Even those who feel a certain schadenfreude at Tobias's downfall should be asking the question: should there have been a criminal case in the first place?
(Excerpt) Read more at reason.com ...
Neither, but I am opposed to their combination. Buying and selling sex on the open market is degrading, and debauches the great gift of sex. As it is a financial "transaction" I have no problem with the government disallowing it.
The issue is if prostitution should be legal or not. By making it illegal, is the spread of STDs being stopped? I would say that it isn't.
I just don't but the slippery slope arguments used with this subject anymore than when they are used for issues like gun control.
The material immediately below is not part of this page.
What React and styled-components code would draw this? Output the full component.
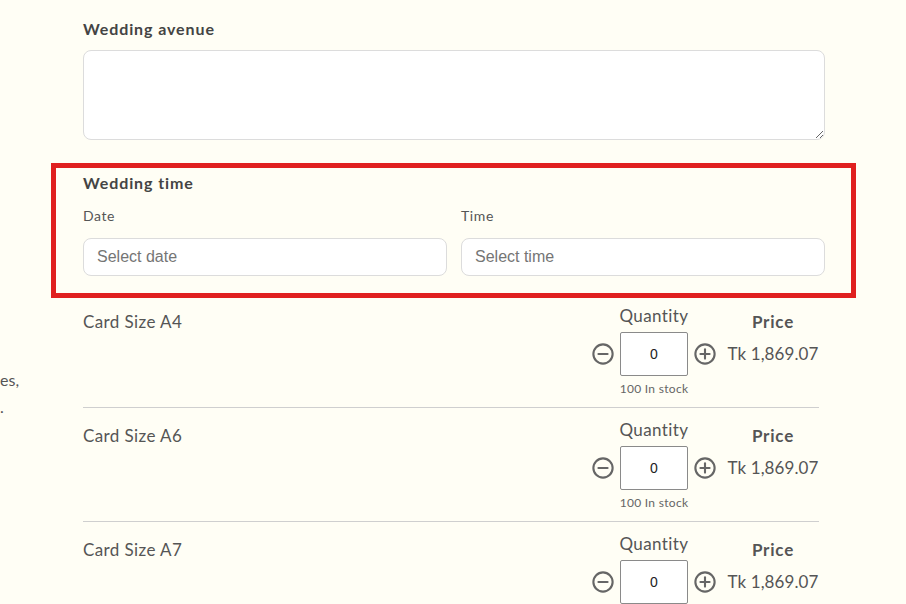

So how do I determine if a right exists or doesn't? What is the litmus test? You can't say, "You just know." That won't fly in court.
You said — “Prostitution was legal under the government formed by the founding Fathers and only became illegal when Women got the right to vote.”
—
So was slavery legal under the government formed by the founding fathers. It took a Civil War to get rid of that one.
Fortunately in this case, it didn’t take a Civil War to get rid of it — only the women’s vote....
Perhaps because trafficking in human flesh is bad policy as well as immoral.
Either source your claims, or recant. (Please stop makin’ stuff up.)
Just a bunch of griping from some guys who can’t get “chicks” any other way, it seems....
“money for nothing and chicks for free”
The notion that prostitutes are informed adults who make a rational decision to engage in consensual acts is mythical.
99.999% of prostitutes are women in desperate circumstances who are tricked or coerced by cynical individuals into the profession.
And that's true in jurisdictions where prostitution is legal, as well as ones in which it is illegal.
No it wouldn't. Some were perfectly fine with it; others weren't. You said as much in your post, in fact.
I have to say these are misleading statements.
Women never were prohibited from voting by the national government. Women voted in NJ in national elections from the very start. They were prohibited later when a politico was upset they voted against him.
Until the 19A it was up to the states who could vote. Women were nowhere automatically barred from voting in the US.
The "all or nothing" argument, just doesn't fly.
Has the list been published anywhere. yet?
Uh...because is spawns all sorts of social and moral evils?
Give me a break. Do I have to call the language police? “Some” (as you put it) of the Founding Fathers being fine with slavery doesn’t make all of the Founding Fathers “ok with it”. It makes them very conflicted on the issue—as they were—as I posted. This is the point I made abundantly clear before your inane post.
Yes you can. The simple rule is: your rights stop at the other persons nose. In other words the minute the expression of your rights damages or interferes with the rights of another, your rights stop.
No, it wasn't.
While there never has been federal law outlawing prostitution in toto, it was outlawed in pretty much every local jurisdiction.
Prostitution was not legal in the Founding Fathers' days.
It was often legal by default in unorganized frontier territory, but was usually outlawed as that territory was organized into states.
That hasn't been Europe's experience with legalized prostitution.